How Your Credit Score Impacts Your Mortgage
Your credit score plays a significant role in determining your mortgage interest rate. Lenders use it to assess your creditworthiness and risk level. Generally:
- A higher credit score (740+) qualifies you for lower interest rates, saving you money.
- A moderate credit score (620–739) may still get you approved, but with higher rates.
- A low credit score (below 620) can make mortgage approval more difficult or require alternative lending options.
To improve your score before applying for a mortgage, pay down debt, make on-time payments, and check your credit report for errors.
The Importance of a Down Payment
Your down payment affects your mortgage terms and overall financial commitment. While conventional wisdom suggests a 20% down payment, many lenders offer options with as little as 3–5% down. However, putting down less than 20% usually means you’ll have to pay private mortgage insurance (PMI), which increases your monthly payment.
Hidden Costs of Homeownership
Beyond the mortgage payment, homeownership comes with additional costs, including:
- Closing Costs – Fees associated with finalizing the loan, typically 2–5% of the home’s purchase price.
- Property Taxes – Varies by location and can increase over time.
- Homeowners Insurance – Required by lenders to protect the property.
- Maintenance and Repairs – Unlike renting, homeowners are responsible for upkeep, from plumbing fixes to roof replacements.
Being financially prepared for these costs can help prevent unexpected financial strain.
Alternative Mortgage Options
Not all buyers fit the traditional mortgage mold. If you have unique financial circumstances, you might explore options like FHA loans (for lower credit scores), VA loans (for veterans), or working with a California Hard Money Lender for more flexible financing solutions. Hard money loans can be beneficial for buyers who need quick approval or don’t meet conventional mortgage requirements.

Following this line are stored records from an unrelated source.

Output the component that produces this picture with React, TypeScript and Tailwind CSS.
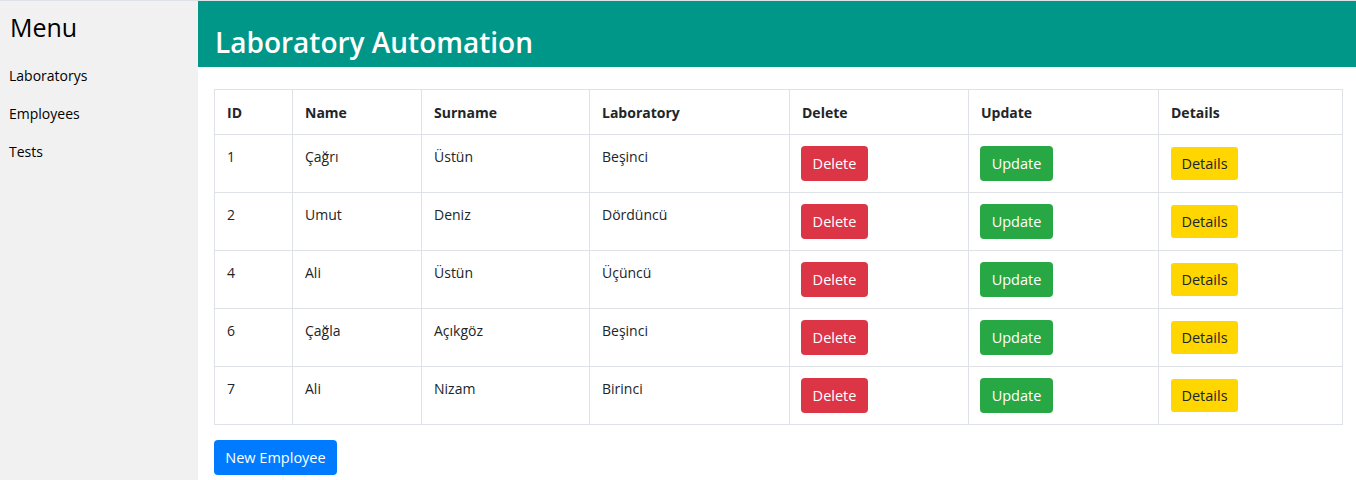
const employees = [
  { id: 1, name: "Çağrı", surname: "Üstün", lab: "Beşinci" },
  { id: 2, name: "Umut", surname: "Deniz", lab: "Dördüncü" },
  { id: 4, name: "Ali", surname: "Üstün", lab: "Üçüncü" },
  { id: 6, name: "Çağla", surname: "Açıkgöz", lab: "Beşinci" },
  { id: 7, name: "Ali", surname: "Nizam", lab: "Birinci" },
];

const menu = ["Laboratorys", "Employees", "Tests"];

export default function App() {
  return (
    <div
      className="flex h-[480px] w-full border-t border-[#dee2e6] bg-white text-[#212529]"
      style={{ fontFamily: '"Open Sans", "Noto Sans", sans-serif' }}
    >
      <aside className="w-[198px] shrink-0 bg-[#f1f1f1]">
        <div className="px-[10px] pt-[9px] text-[25px] font-medium leading-[34px] text-black">Menu</div>
        <nav className="mt-[13px] flex flex-col">
          {menu.map((m) => (
            <a key={m} className="block h-[38px] px-[9px] text-[14px] leading-[38px] text-black">
              {m}
            </a>
          ))}
        </nav>
      </aside>
      <main className="flex-1">
        <header className="flex h-[66px] items-end bg-[#009688] pb-[5px] pl-[17px]">
          <h2 className="text-[28px] font-semibold leading-[40px] text-white">Laboratory Automation</h2>
        </header>
        <div className="ml-[16px] mr-[14px] mt-[22px]">
          <table className="w-full table-fixed border-collapse text-[14px]">
            <colgroup>
              <col className="w-[78px]" />
              <col className="w-[129px]" />
              <col className="w-[168px]" />
              <col className="w-[200px]" />
              <col className="w-[179px]" />
              <col className="w-[190px]" />
              <col className="w-[184px]" />
            </colgroup>
            <thead>
              <tr className="h-[45px]">
                {["ID", "Name", "Surname", "Laboratory", "Delete", "Update", "Details"].map((h) => (
                  <th key={h} className="border border-[#dee2e6] px-[12px] text-left font-bold">
                    {h}
                  </th>
                ))}
              </tr>
            </thead>
            <tbody>
              {employees.map((e) => (
                <tr key={e.id} className="h-[58px]">
                  <td className="border border-[#dee2e6] px-[12px] pt-[11px] align-top leading-[22px]">{e.id}</td>
                  <td className="border border-[#dee2e6] px-[12px] pt-[11px] align-top leading-[22px]">{e.name}</td>
                  <td className="border border-[#dee2e6] px-[12px] pt-[11px] align-top leading-[22px]">{e.surname}</td>
                  <td className="border border-[#dee2e6] px-[12px] pt-[11px] align-top leading-[22px]">{e.lab}</td>
                  <td className="border border-[#dee2e6] px-[11px] pt-[11px] align-top">
                    <button className="h-[35px] w-[67px] rounded-[4px] bg-[#dc3545] text-[14.5px] text-white">Delete</button>
                  </td>
                  <td className="border border-[#dee2e6] px-[11px] pt-[11px] align-top">
                    <button className="h-[35px] w-[73px] rounded-[4px] bg-[#28a745] text-[14.5px] text-white">Update</button>
                  </td>
                  <td className="border border-[#dee2e6] px-[12px] pt-[12px] align-top">
                    <button className="h-[33px] w-[67px] rounded-[3px] bg-[#ffd600] text-[14.5px] text-[#212529]">Details</button>
                  </td>
                </tr>
              ))}
            </tbody>
          </table>
          <button className="mt-[15px] h-[35px] w-[123px] rounded-[4px] bg-[#007bff] text-[14.5px] text-white">
            New Employee
          </button>
        </div>
      </main>
    </div>
  );
}
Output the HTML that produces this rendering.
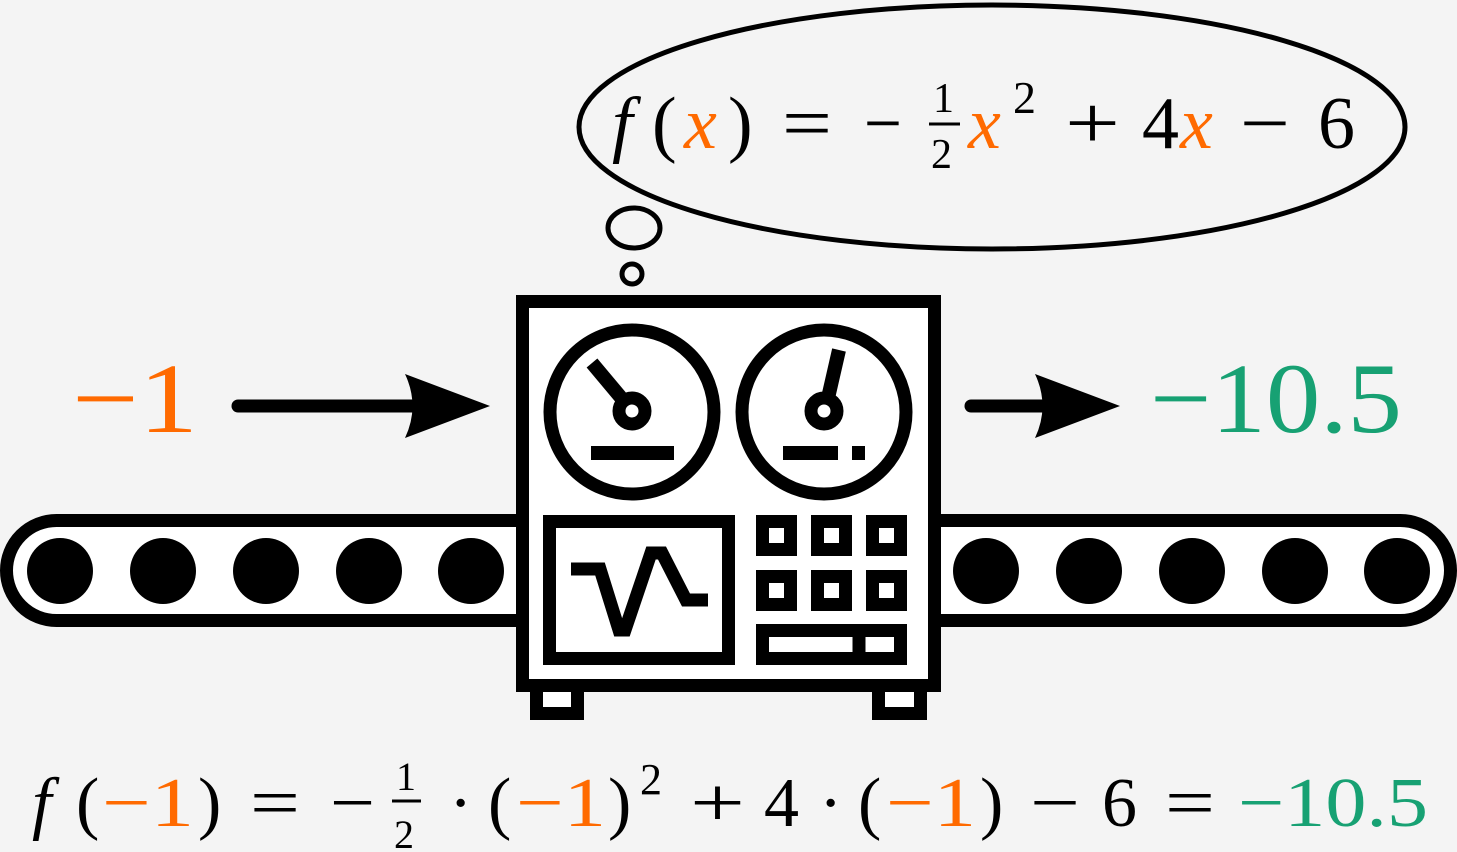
<!DOCTYPE html>
<html><head><meta charset="utf-8"><style>
html,body{margin:0;padding:0;background:#f4f4f4;}
svg{display:block}
text{font-family:"Liberation Serif","DejaVu Serif",serif;}
.i{font-style:italic}
.o{fill:#ff6a00}
.g{fill:#17a173}
</style></head><body>
<svg width="1457" height="852" viewBox="0 0 1457 852">
<rect width="1457" height="852" fill="#f4f4f4"/>
<ellipse cx="992" cy="127" rx="413" ry="122" fill="none" stroke="#000" stroke-width="5"/>
<ellipse cx="634" cy="228" rx="26" ry="20" fill="none" stroke="#000" stroke-width="5"/>
<circle cx="632" cy="274" r="10" fill="none" stroke="#000" stroke-width="5"/>
<g font-size="74">
<text x="612" y="148" class="i">f</text>
<text x="652" y="148">(</text>
<text x="684" y="148" class="i o">x</text>
<text x="728" y="148">)</text>
<text x="782" y="148" textLength="50" lengthAdjust="spacingAndGlyphs">=</text>
<text x="864" y="148" textLength="38" lengthAdjust="spacingAndGlyphs">−</text>
<text x="968" y="148" class="i o">x</text>
<text x="1065" y="148" textLength="55" lengthAdjust="spacingAndGlyphs">+</text>
<text x="1142" y="148">4</text>
<text x="1180" y="148" class="i o">x</text>
<text x="1240" y="148" textLength="50" lengthAdjust="spacingAndGlyphs">−</text>
<text x="1318" y="148">6</text>
</g>
<text x="933" y="112" font-size="42">1</text>
<line x1="929" y1="124" x2="960" y2="124" stroke="#000" stroke-width="3"/>
<text x="931" y="168" font-size="42">2</text>
<text x="1013" y="113" font-size="46">2</text>
<rect x="6.5" y="520.5" width="1444" height="100" rx="50" fill="#fff" stroke="#000" stroke-width="13"/>
<g fill="#000">
<circle cx="60" cy="571" r="33"/><circle cx="163" cy="571" r="33"/><circle cx="266" cy="571" r="33"/><circle cx="369" cy="571" r="33"/><circle cx="471" cy="571" r="33"/>
<circle cx="986" cy="571" r="33"/><circle cx="1089" cy="571" r="33"/><circle cx="1192" cy="571" r="33"/><circle cx="1295" cy="571" r="33"/><circle cx="1397" cy="571" r="33"/>
</g>
<g stroke="#000" stroke-width="13" fill="none">
<rect x="536.5" y="685" width="41" height="28.5" fill="#fff"/>
<rect x="878.5" y="685" width="42" height="28.5" fill="#fff"/>
<rect x="522.5" y="301.5" width="412" height="384" fill="#fff"/>
<circle cx="632" cy="412" r="82"/>
<circle cx="824" cy="412" r="82"/>
<circle cx="632" cy="411" r="13"/>
<circle cx="824" cy="411" r="13"/>
<line x1="592" y1="363" x2="623" y2="400" stroke-width="14"/>
<line x1="839" y1="350" x2="828" y2="398" stroke-width="14"/>
<rect x="549.5" y="521.5" width="179" height="137"/>
<polyline points="571,569 600,569 619,630 625,630 651,553 662,553 686,600 708,600" stroke-width="13" stroke-linejoin="miter"/>
<rect x="762.5" y="521.5" width="28" height="28"/><rect x="817.5" y="521.5" width="28" height="28"/><rect x="872.5" y="521.5" width="28" height="28"/>
<rect x="762.5" y="576.5" width="28" height="28"/><rect x="817.5" y="576.5" width="28" height="28"/><rect x="872.5" y="576.5" width="28" height="28"/>
<rect x="762.5" y="630.5" width="138" height="28"/>
<line x1="859" y1="630" x2="859" y2="659"/>
</g>
<g fill="#000">
<rect x="591" y="446" width="83" height="14"/>
<rect x="783" y="446" width="55" height="14"/>
<rect x="852" y="446" width="13" height="14"/>
</g>
<line x1="238" y1="406" x2="430" y2="406" stroke="#000" stroke-width="13" stroke-linecap="round"/>
<path d="M490,406 L405,374 Q420,406 405,438 Z" fill="#000"/>
<line x1="971" y1="406" x2="1060" y2="406" stroke="#000" stroke-width="13" stroke-linecap="round"/>
<path d="M1120,406 L1035,374 Q1050,406 1035,438 Z" fill="#000"/>
<text x="72" y="432" font-size="100" class="o" textLength="126" lengthAdjust="spacingAndGlyphs">−1</text>
<text x="1150" y="432" font-size="100" class="g" textLength="252" lengthAdjust="spacingAndGlyphs">−10.5</text>
<g font-size="70">
<text x="32" y="826" class="i">f</text>
<text x="76" y="826">(</text>
<text x="102" y="826" class="o" textLength="92" lengthAdjust="spacingAndGlyphs">−1</text>
<text x="198" y="826">)</text>
<text x="250" y="826" textLength="50" lengthAdjust="spacingAndGlyphs">=</text>
<text x="330" y="826" textLength="45" lengthAdjust="spacingAndGlyphs">−</text>
<text x="449" y="826">·</text>
<text x="488" y="826">(</text>
<text x="516" y="826" class="o" textLength="90" lengthAdjust="spacingAndGlyphs">−1</text>
<text x="608" y="826">)</text>
<text x="690" y="826" textLength="55" lengthAdjust="spacingAndGlyphs">+</text>
<text x="764" y="826">4</text>
<text x="819" y="826">·</text>
<text x="858" y="826">(</text>
<text x="886" y="826" class="o" textLength="90" lengthAdjust="spacingAndGlyphs">−1</text>
<text x="980" y="826">)</text>
<text x="1030" y="826" textLength="50" lengthAdjust="spacingAndGlyphs">−</text>
<text x="1102" y="826">6</text>
<text x="1165" y="826" textLength="50" lengthAdjust="spacingAndGlyphs">=</text>
<text x="1238" y="826" class="g" textLength="190" lengthAdjust="spacingAndGlyphs">−10.5</text>
</g>
<text x="396" y="790" font-size="40">1</text>
<line x1="392" y1="801" x2="421" y2="801" stroke="#000" stroke-width="3"/>
<text x="394" y="848" font-size="40">2</text>
<text x="640" y="794" font-size="44">2</text>
</svg>
</body></html>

Mortgages don’t have to be confusing if you take the time to understand the basics. Knowing how interest rates work, preparing your finances, and choosing the right loan type can help you secure the best possible mortgage for your situation. Whether you’re a first-time buyer or considering refinancing, educating yourself about the mortgage process will put you in the best position for long-term financial success.